* _The exercise_
Reproduce all the lines below exactly and omit the images.

* _Raw data_
## Start
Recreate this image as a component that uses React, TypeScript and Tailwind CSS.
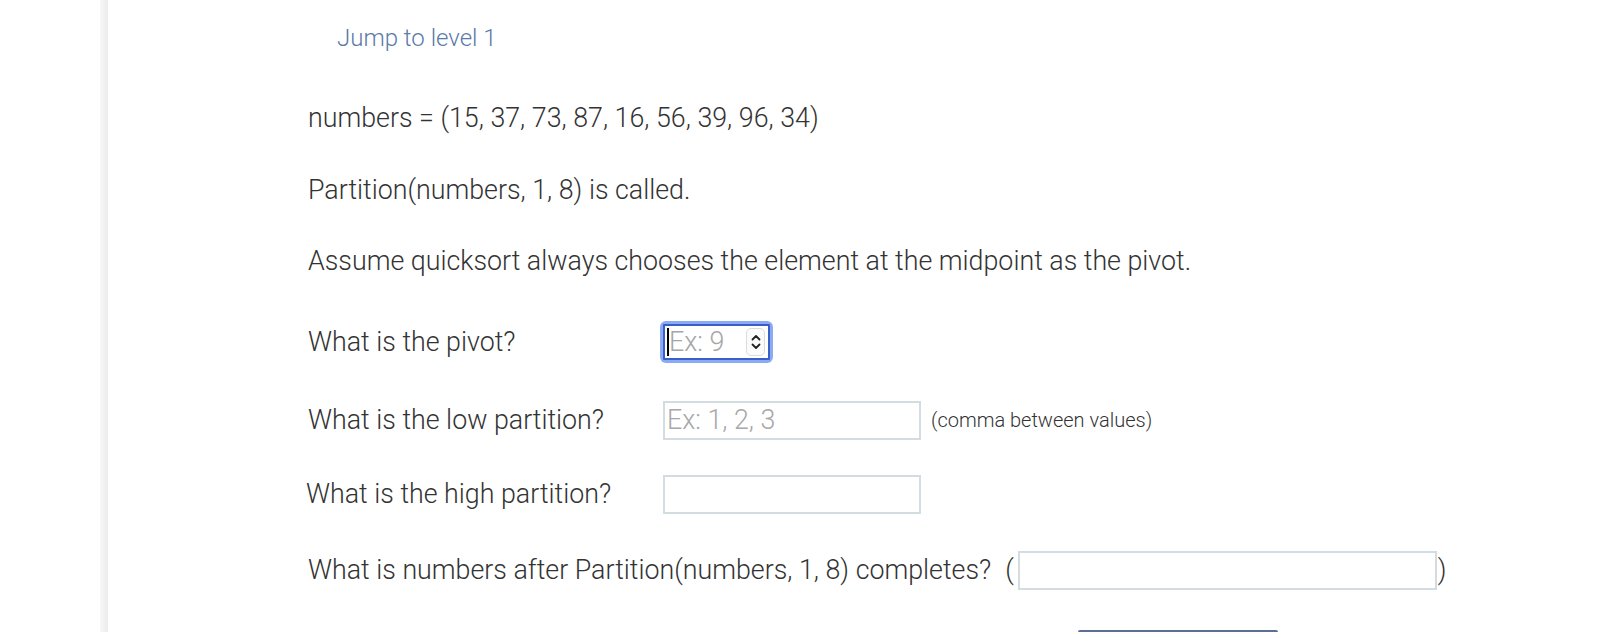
import React from "react";

const font = { fontFamily: "Roboto, 'Liberation Sans', sans-serif" };

function Spinner() {
  return (
    <div className="flex h-[28px] w-[19px] flex-col items-center justify-center rounded-[5px] border border-[#dcdcdc] bg-[#fbfbfb]">
      <svg width="12" height="24" viewBox="0 0 12 24">
        <path d="M2.5 9.5 L6 6 L9.5 9.5" fill="none" stroke="#222" strokeWidth="1.8" strokeLinecap="round" strokeLinejoin="round" />
        <path d="M2.5 14.5 L6 18 L9.5 14.5" fill="none" stroke="#222" strokeWidth="1.8" strokeLinecap="round" strokeLinejoin="round" />
      </svg>
    </div>
  );
}

export default function App() {
  return (
    <div className="flex h-[632px] w-[1601px] overflow-hidden bg-white text-[#333]" style={font}>
      <div className="w-[100px] shrink-0" />
      <div className="w-[8px] shrink-0 bg-gradient-to-r from-[#f8f8f8] to-[#ebebeb]" />
      <div className="flex flex-1 flex-col pl-[200px] text-[26.8px] font-light">
        <div className="mt-[18px] flex h-[40px] shrink-0 items-center pl-[29px] text-[24px] text-[#5a7aa8]">
          Jump to level 1
        </div>
        <div className="mt-[40px] flex h-[40px] shrink-0 items-center">
          numbers = (15, 37, 73, 87, 16, 56, 39, 96, 34)
        </div>
        <div className="mt-[32px] flex h-[40px] shrink-0 items-center">Partition(numbers, 1, 8) is called.</div>
        <div className="mt-[31px] flex h-[40px] shrink-0 items-center">
          Assume quicksort always chooses the element at the midpoint as the pivot.
        </div>
        <div className="mt-[41px] flex h-[40px] shrink-0 items-center">
          <div className="w-[352px]">What is the pivot?</div>
          <div className="flex h-[42px] w-[113px] shrink-0 items-center rounded-[6px] bg-[#8aabf3] p-[3px]">
            <div className="flex h-full w-full items-center rounded-[1px] border-2 border-[#3a60c8] bg-white pl-[2px] pr-[3px]">
              <span className="h-[28px] w-[2px] shrink-0 bg-black" />
              <input
                className="w-[62px] bg-transparent text-[26.8px] font-light text-[#333] outline-none placeholder:text-[#a6a6a6]"
                placeholder="Ex: 9"
                style={font}
              />
              <div className="ml-auto">
                <Spinner />
              </div>
            </div>
          </div>
        </div>
        <div className="mt-[38px] flex h-[40px] shrink-0 items-center">
          <div className="w-[355px]">What is the low partition?</div>
          <input
            className="h-[39px] w-[258px] border-2 border-[#d3dce0] px-[2px] text-[26.8px] font-light outline-none placeholder:text-[#a8a8a8]"
            placeholder="Ex: 1, 2, 3"
            style={font}
          />
          <span className="ml-[10px] text-[20px] font-light text-[#333]">(comma between values)</span>
        </div>
        <div className="mt-[34px] flex h-[40px] shrink-0 items-center">
          <div className="-ml-[2px] w-[357px]">What is the high partition?</div>
          <input
            className="h-[39px] w-[258px] border-2 border-[#d3dce0] px-[2px] text-[26.8px] font-light outline-none"
            style={font}
          />
        </div>
        <div className="mt-[36px] flex h-[40px] shrink-0 items-center">
          <span>What is numbers after Partition(numbers, 1, 8) completes?</span>
          <span className="ml-[14px]">(</span>
          <input
            className="ml-[4px] h-[39px] w-[419px] border-2 border-[#d3dce0] px-[2px] text-[26.8px] font-light outline-none"
            style={font}
          />
          <span className="ml-[1px]">)</span>
        </div>
        <div className="mt-[40px] ml-[770px] h-[40px] w-[200px] shrink-0 rounded-t-[2px] bg-[#5b6f94]" />
      </div>
    </div>
  );
}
## End
* _Expected answer_
Recreate this image as a component that uses React, TypeScript and Tailwind CSS.
import React from "react";

const font = { fontFamily: "Roboto, 'Liberation Sans', sans-serif" };

function Spinner() {
  return (
    <div className="flex h-[28px] w-[19px] flex-col items-center justify-center rounded-[5px] border border-[#dcdcdc] bg-[#fbfbfb]">
      <svg width="12" height="24" viewBox="0 0 12 24">
        <path d="M2.5 9.5 L6 6 L9.5 9.5" fill="none" stroke="#222" strokeWidth="1.8" strokeLinecap="round" strokeLinejoin="round" />
        <path d="M2.5 14.5 L6 18 L9.5 14.5" fill="none" stroke="#222" strokeWidth="1.8" strokeLinecap="round" strokeLinejoin="round" />
      </svg>
    </div>
  );
}

export default function App() {
  return (
    <div className="flex h-[632px] w-[1601px] overflow-hidden bg-white text-[#333]" style={font}>
      <div className="w-[100px] shrink-0" />
      <div className="w-[8px] shrink-0 bg-gradient-to-r from-[#f8f8f8] to-[#ebebeb]" />
      <div className="flex flex-1 flex-col pl-[200px] text-[26.8px] font-light">
        <div className="mt-[18px] flex h-[40px] shrink-0 items-center pl-[29px] text-[24px] text-[#5a7aa8]">
          Jump to level 1
        </div>
        <div className="mt-[40px] flex h-[40px] shrink-0 items-center">
          numbers = (15, 37, 73, 87, 16, 56, 39, 96, 34)
        </div>
        <div className="mt-[32px] flex h-[40px] shrink-0 items-center">Partition(numbers, 1, 8) is called.</div>
        <div className="mt-[31px] flex h-[40px] shrink-0 items-center">
          Assume quicksort always chooses the element at the midpoint as the pivot.
        </div>
        <div className="mt-[41px] flex h-[40px] shrink-0 items-center">
          <div className="w-[352px]">What is the pivot?</div>
          <div className="flex h-[42px] w-[113px] shrink-0 items-center rounded-[6px] bg-[#8aabf3] p-[3px]">
            <div className="flex h-full w-full items-center rounded-[1px] border-2 border-[#3a60c8] bg-white pl-[2px] pr-[3px]">
              <span className="h-[28px] w-[2px] shrink-0 bg-black" />
              <input
                className="w-[62px] bg-transparent text-[26.8px] font-light text-[#333] outline-none placeholder:text-[#a6a6a6]"
                placeholder="Ex: 9"
                style={font}
              />
              <div className="ml-auto">
                <Spinner />
              </div>
            </div>
          </div>
        </div>
        <div className="mt-[38px] flex h-[40px] shrink-0 items-center">
          <div className="w-[355px]">What is the low partition?</div>
          <input
            className="h-[39px] w-[258px] border-2 border-[#d3dce0] px-[2px] text-[26.8px] font-light outline-none placeholder:text-[#a8a8a8]"
            placeholder="Ex: 1, 2, 3"
            style={font}
          />
          <span className="ml-[10px] text-[20px] font-light text-[#333]">(comma between values)</span>
        </div>
        <div className="mt-[34px] flex h-[40px] shrink-0 items-center">
          <div className="-ml-[2px] w-[357px]">What is the high partition?</div>
          <input
            className="h-[39px] w-[258px] border-2 border-[#d3dce0] px-[2px] text-[26.8px] font-light outline-none"
            style={font}
          />
        </div>
        <div className="mt-[36px] flex h-[40px] shrink-0 items-center">
          <span>What is numbers after Partition(numbers, 1, 8) completes?</span>
          <span className="ml-[14px]">(</span>
          <input
            className="ml-[4px] h-[39px] w-[419px] border-2 border-[#d3dce0] px-[2px] text-[26.8px] font-light outline-none"
            style={font}
          />
          <span className="ml-[1px]">)</span>
        </div>
        <div className="mt-[40px] ml-[770px] h-[40px] w-[200px] shrink-0 rounded-t-[2px] bg-[#5b6f94]" />
      </div>
    </div>
  );
}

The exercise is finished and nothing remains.